HC Deb 13 May 1992 vol 207 cc144-5W
Mr. Riddick

To ask the President of the Board of Trade when he proposes to publish the Monopolies and Mergers Commission report on the United Kingdom Atomic Energy Authority; and if he will make a statement.

Mr. Hamilton

The report is published today. The commission was asked to carry out an extensive inquiry into the efficiency and costs of and the service provided by the United Kingdom Atomic Energy Authority (AEA).

The commission concludes that AEA is an organisation undergoing fundamental change, whose present structure had been in operation for only 16 months when the inquiry started. It concludes that AEA could continue to make efficiency and quality improvements, and could generate higher net revenue. It has identified particular weaknesses in financial and project control, investment appraisal and marketing and makes 58 recommendations for improving AEA's performance across all of its business.

The commission reports that it was none the less impressed by the expertise, enthusiasm and dedication of AEA's staff, and recognises the substantial progress made already with a radical change of culture. It notes AEA plans to cut its staff further, by a sixth, in order to contain costs and achieve a closer match of manpower to the needs of the businesses. It also says that future commercial viability will require significant growth and perhaps some financial reconstruction.

AEA is moving from a location-based management structure, providing a service on behalf of the Government, to a much more commercially driven business-based organisation. Its nine businesses (four nuclear and five industrial) have forecast external sales ranging from £14 million to £126 million in 1991–92. The new structure is still evolving and the commission found that it was too soon to reach firm conclusions about its success. The commission notes that AEA itself recognises that it still has a long way to go to complete its transformation into a fully commercial operation.

he commission notes two other general considerations. First, AEA's nuclear activities still account for some two thirds of the external sales of AEA's businesses. Secondly, AEA's nine businesses, with activities ranging from nuclear research to petroleum services, rest uneasily in the public sector where their entrepreneurial activities are inevitably somewhat constrained.

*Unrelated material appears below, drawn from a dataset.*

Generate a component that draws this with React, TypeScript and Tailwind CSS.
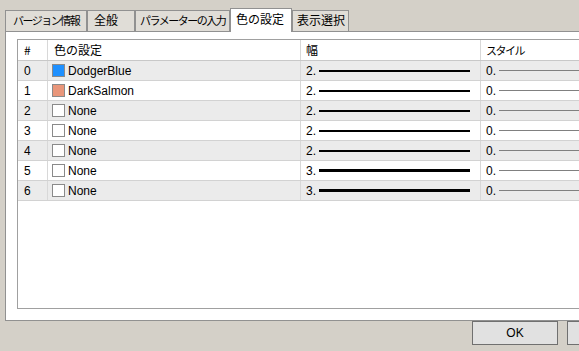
import React from 'react';

type Row = { idx: number; color: string | null; name: string; width: number };

const rows: Row[] = [
  { idx: 0, color: '#1e90ff', name: 'DodgerBlue', width: 2 },
  { idx: 1, color: '#e9967a', name: 'DarkSalmon', width: 2 },
  { idx: 2, color: null, name: 'None', width: 2 },
  { idx: 3, color: null, name: 'None', width: 2 },
  { idx: 4, color: null, name: 'None', width: 2 },
  { idx: 5, color: null, name: 'None', width: 3 },
  { idx: 6, color: null, name: 'None', width: 3 },
];

const jp = "font-['Noto_Sans_CJK_JP',sans-serif]";

function Tab({ label, width, pad, tight, active }: { label: string; width: string; pad: string; tight?: boolean; active?: boolean }) {
  if (active) {
    return (
      <div
        className={`relative z-10 -mb-px flex h-[24px] ${width} ${pad} items-start whitespace-nowrap border border-b-0 border-[#919191] bg-white pt-[2px] text-[12px] leading-[16px] ${jp}`}
      >
        {label}
      </div>
    );
  }
  return (
    <div
      className={`flex h-[21px] ${width} ${pad} items-start overflow-hidden whitespace-nowrap border border-b-0 border-[#919191] bg-[#e0ddd7] pt-[1px] leading-[16px] ${jp} ${tight ? 'text-[11px] tracking-[-1.5px]' : 'text-[12px]'}`}
    >
      {label}
    </div>
  );
}

export default function App() {
  return (
    <div className="h-[351px] w-[579px] overflow-hidden bg-[#d4d0c8] text-black font-['Liberation_Sans',sans-serif]">
      <div className="flex h-[31px] items-end pl-[5px]">
        <Tab label="バージョン情報" width="w-[82px]" pad="pl-[7px]" tight />
        <Tab label="全般" width="w-[48px]" pad="pl-[6px]" />
        <Tab label="パラメーターの入力" width="w-[95px]" pad="pl-[4px]" tight />
        <Tab label="色の設定" width="w-[62px]" pad="pl-[5px]" active />
        <Tab label="表示選択" width="w-[57px]" pad="pl-[4px]" />
      </div>

      <div className="ml-[5px] h-[290px] w-[600px] border border-[#919191] bg-white pl-[11px] pt-[7px]">
        <div className="h-[270px] w-[600px] border border-[#a0a0a0] bg-white">
          {/* header */}
          <div className={`flex h-[21px] border-b border-[#c8c8c8] text-[12px] leading-[20px] ${jp}`}>
            <div className="w-[30px] border-r border-[#d8d8d8] pl-[6px]">#</div>
            <div className="w-[253px] border-r border-[#d8d8d8] pl-[6px]">色の設定</div>
            <div className="w-[180px] border-r border-[#d8d8d8] pl-[5px]">幅</div>
            <div className="flex-1 pl-[5px] text-[11px] tracking-[-1.5px]">スタイル</div>
          </div>

          {rows.map((r) => (
            <div
              key={r.idx}
              className={`flex h-[20px] border-b border-[#d2d2d2] text-[12px] leading-[20px] ${r.idx % 2 === 0 ? 'bg-[#ebebeb]' : 'bg-white'}`}
            >
              <div className="w-[30px] border-r border-[#d8d8d8] pl-[6px]">{r.idx}</div>
              <div className="flex w-[253px] items-center border-r border-[#d8d8d8] pl-[4px]">
                <span
                  className="mr-[3px] h-[13px] w-[13px] border border-[#8a8a8a]"
                  style={{ backgroundColor: r.color ?? '#ffffff' }}
                />
                <span>{r.name}</span>
              </div>
              <div className="flex w-[180px] items-center border-r border-[#d8d8d8] pl-[5px]">
                <span className="w-[13px]">{r.width}.</span>
                <span className={`w-[151px] bg-black ${r.width === 3 ? 'h-[3px]' : 'h-[2px]'}`} />
              </div>
              <div className="flex flex-1 items-center pl-[5px]">
                <span className="w-[13px]">0.</span>
                <span className="h-px flex-1 bg-[#808080]" />
              </div>
            </div>
          ))}
        </div>
      </div>

      <div className="flex gap-[9px] pl-[472px]">
        <button className="h-[24px] w-[86px] shrink-0 border border-[#707070] bg-[#e1e1e1] text-[12px]">OK</button>
        {/* second button runs off the window edge; its label is not visible */}
        <button aria-label="キャンセル" className="h-[24px] w-[86px] shrink-0 border border-[#707070] bg-[#e1e1e1]" />
      </div>
    </div>
  );
}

The commission has concluded that any decision on whether or not AEA's business activities should be removed from the public sector would be appropriate after completion of the review of nuclear power which the Government have announced they intend to carry out in 1994. It recognises that this would entail both some financial reconstruction and satisfactory arrangements for taking care of AEA's legacy of nuclear sites. Meanwhile, the commission has welcomed the steps AEA has taken, and is continuing to take, to reduce its very high overheads, although it fears that under present arrangements overheads are likely to remain uncomfortably large.

The AEA will produce a preliminary response to the commission's findings within three to four months, in the light of which my right hon. Friend will make a statement.